> **AIM OF THE EXERCISE**:
In the listing below, find every line containing "screenshot" and copy it out.

> **DATA EXTRACT**:
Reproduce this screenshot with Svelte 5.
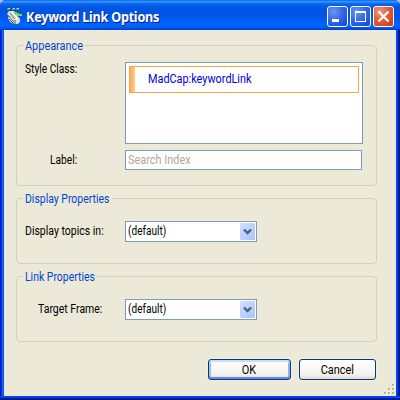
<script>
  const frames = [
    { title: 'Display Properties', label: 'Display topics in:', cls: 'display' },
    { title: 'Link Properties', label: 'Target Frame:', cls: 'link' }
  ];
</script>

<main class="window">
  <header>
    <svg class="logo" width="16" height="16" viewBox="0 0 16 16">
      <path d="M0 0h3v2H0zM5 0h3v2H5zM9 0h3v2H9z" fill="#4fa044" />
      <path d="M1 0h2v1H1zM6 0h2v1H6zM10 0h2v1h-2z" fill="#b8e878" />
      <path d="M2 3h5l3 4 3 4v3l-2 2H7l-4-2-2-4 1-2-2-2z" fill="#d9ddd5" />
      <path d="M3 5l5 6M2 8l4 5h3" fill="none" stroke="#68736b" stroke-width="1" />
      <path d="M5 4l5 6-1 2" fill="none" stroke="#fff" stroke-width="1.5" />
      <path d="M2 11l4 4h3" fill="none" stroke="#4b6055" stroke-width="1" />
      <path d="M7 4h3v1h2v1h3v2h-4v1h-1V7H8z" fill="#7ed04a" />
    </svg>
    <h1><span class="t-head">Keyword Link Options</span></h1>
    <div class="controls">
      <button class="ctl" aria-label="Minimize"><svg width="21" height="21"><path d="M5 13h7v3H5z" fill="#fff" /></svg></button>
      <button class="ctl" aria-label="Maximize"><svg width="21" height="21"><path d="M5 5h11v11H5zM6 7v8h9V7z" fill="#fff" fill-rule="evenodd" /></svg></button>
      <button class="ctl close" aria-label="Close"><svg width="21" height="21"><path d="M5.5 5.5l10 10M15.5 5.5l-10 10" stroke="#fff" stroke-width="2.3" /></svg></button>
    </div>
  </header>

  <div class="body">
    <section class="group appearance">
      <h2><span class="t-app">Appearance</span></h2>
      <div class="row list-row">
        <span class="label"><span class="t-style">Style Class:</span></span>
        <div class="list"><div class="item"><span class="t-item">MadCap:keywordLink</span></div></div>
      </div>
      <div class="row label-row">
        <span class="label indent"><span class="t-label">Label:</span></span>
        <div class="input"><span class="t-search">Search Index</span></div>
      </div>
    </section>

    {#each frames as f}
      <section class="group {f.cls}">
        <h2><span class="t-title">{f.title}</span></h2>
        <div class="row combo-row">
          <span class="label"><span class="t-name">{f.label}</span></span>
          <div class="combo">
            <span class="t-default">(default)</span>
            <i><svg width="15" height="17"><path d="M4 6.5l3.5 3.5L11 6.5" fill="none" stroke="#4d6185" stroke-width="2.4" /></svg></i>
          </div>
        </div>
      </section>
    {/each}

    <footer>
      <button class="btn ok"><span class="t-ok">OK</span></button>
      <button class="btn cancel"><span class="t-cancel">Cancel</span></button>
    </footer>
  </div>

  <svg class="grip" width="12" height="12" shape-rendering="crispEdges">
    <path d="M9 1h2v2H9zM5 5h2v2H5zM9 5h2v2H9zM1 9h2v2H1zM5 9h2v2H5zM9 9h2v2H9z" fill="#fff" />
    <path d="M8 0h2v2H8zM4 4h2v2H4zM8 4h2v2H8zM0 8h2v2H0zM4 8h2v2H4zM8 8h2v2H8z" fill="#b8b4a2" />
  </svg>
</main>

<style>
  :global(body) { background: #a9b8e4; }
  * { box-sizing: border-box; }
  .window {
    position: relative;
    width: 400px;
    height: 400px;
    overflow: hidden;
    border-radius: 6px 6px 0 0;
    background:
      linear-gradient(0deg, #00138c 0 1px, #001da0 1px 2px, #0046ee 2px 4px, transparent 4px),
      linear-gradient(90deg, #0019cf 0 1px, #0831d9 1px 2px, #166aee 2px 3px, #0855dd 3px 4px, transparent 4px 396px, #0046ee 396px 398px, #001da0 398px 399px, #00138c 399px),
      #0048f1;
    font: 12px/14px Roboto, "Liberation Sans", sans-serif;
    color: #000;
  }
  header {
    height: 30px;
    padding: 6px 6px 0 7px;
    display: flex;
    background: linear-gradient(#0058e0 0, #2a8cff 1px, #3d95ff 2px, #1272f5 3px, #0361ec 5px, #0055e0 8px, #0054e3 15px, #005cf4 20px, #0066ff 25px, #0061fc 27px, #0048d8 29px, #003dd7 30px);
  }
  .logo { margin-top: 2px; margin-right: 3px; flex: none; }
  h1 {
    margin: 1px 0 0;
    font: bold 14px/20px "Noto Sans", "Open Sans", sans-serif;
    color: #fff;
    text-shadow: 1px 1px #0a1883;
    white-space: nowrap;
  }
  .controls { display: flex; gap: 2px; margin-left: auto; }
  .ctl {
    width: 21px;
    height: 21px;
    padding: 0;
    border: 1px solid #fff;
    border-radius: 3px;
    background: radial-gradient(circle at 30% 25%, #6c97f3 0, #3b6eea 40%, #2459e2 70%, #1646c4);
  }
  .close { background: radial-gradient(circle at 30% 25%, #f09a80 0, #e5603c 40%, #dc4a20 70%, #b8320c); }
  .ctl svg { display: block; margin: -1px; }
  .body {
    height: 366px;
    margin: 0 4px 4px;
    padding: 15px 19px 0 12px;
    background: #ece9d8;
    display: flex;
    flex-direction: column;
  }
  .group {
    width: 361px;
    height: 66px;
    flex: none;
    margin-bottom: 12px;
    border: 1px solid #d0d0bf;
    border-radius: 4px;
  }
  .appearance { height: 141px; }
  h2 {
    width: max-content;
    height: 14px;
    margin: -7px 0 0 6px;
    padding: 0 2px;
    background: #ece9d8;
    color: #0046d5;
    font: inherit;
  }
  span { white-space: nowrap; }
  .row { display: flex; padding-left: 8px; }
  .label { width: 100px; flex: none; }
  .list-row { margin-top: 9px; }
  .list {
    width: 238px;
    height: 82px;
    padding: 3px;
    border: 1px solid #7f9db9;
    background: #fff;
  }
  .item {
    height: 27px;
    padding: 5px 0 0 18px;
    border: 1px solid #ffa448;
    color: #0000e6;
    background: linear-gradient(90deg, #ffab58, #ffcb8c) 0 0 / 5px 100% no-repeat #fff;
  }
  .label-row { margin-top: 6px; }
  .label-row .label { padding-top: 3px; }
  .label.indent { padding-left: 25px; }
  .input {
    width: 237px;
    height: 20px;
    padding: 2px;
    border: 1px solid #7f9db9;
    background: #fff;
    color: #aca899;
  }
  .combo-row { margin-top: 15px; }
  .combo-row .label { padding-top: 3px; }
  .link .label { padding-left: 13px; }
  .combo {
    width: 132px;
    height: 21px;
    padding: 1px 1px 0 2px;
    border: 1px solid #7f9db9;
    background: #fff;
    display: flex;
    justify-content: space-between;
  }
  .combo > span { padding-top: 1px; }
  .combo i {
    width: 15px;
    height: 17px;
    border-radius: 1px;
    background: linear-gradient(135deg, #d2e0fe, #b8cffc 60%, #abc4f8);
  }
  .combo svg { display: block; }
  footer { display: flex; gap: 8px; justify-content: flex-end; margin-top: 5px; width: 360px; }
  .btn {
    height: 21px;
    padding: 0;
    border: 1px solid #003c74;
    border-radius: 3px;
    font: inherit;
    color: #000;
    background: linear-gradient(#fff, #f4f3ee 75%, #dfdcd2);
    box-shadow: 0 0 0 1px #f2f0e5;
  }
  .ok {
    width: 83px;
    box-shadow: inset 0 2px #cbddfb, inset 0 -2px #6a88e8, inset 2px 0 #a4bff1, inset -2px 0 #94b0ec, 0 0 0 1px #f2f0e5;
  }
  .cancel { width: 77px; }
  .grip { position: absolute; right: 4px; bottom: 4px; }

  /* Narrow UI lettering */
  [class^='t-'] { display: inline-block; transform-origin: 0 50%; }
  .t-head { letter-spacing: -0.3px; transform: scaleX(0.905); }
  .t-app { transform: scaleX(0.91); margin-right: -6px; }
  .t-style, .t-label { transform: scaleX(0.85); }
  .t-search { transform: scaleX(0.91); }
  .t-item { transform: scaleX(0.905); }
  .t-title { transform: scaleX(0.87); margin-right: -11px; }
  .t-name { transform: scaleX(0.875); }
  .t-default { transform: scaleX(0.84); }
  .t-ok, .t-cancel { transform: scaleX(0.91); transform-origin: 50% 50%; margin-right: 1px; }
</style>
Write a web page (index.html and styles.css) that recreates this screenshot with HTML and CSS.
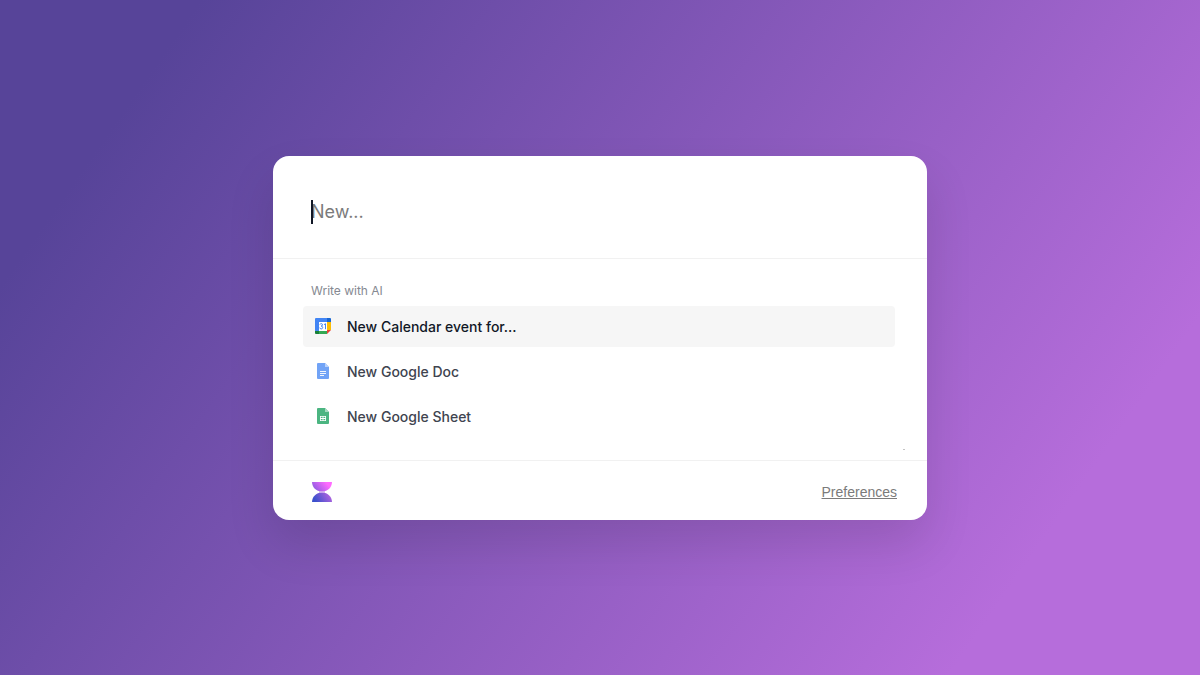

> **FINISHED ANSWER**:
Reproduce this screenshot with Svelte 5.
Write a web page (index.html and styles.css) that recreates this screenshot with HTML and CSS.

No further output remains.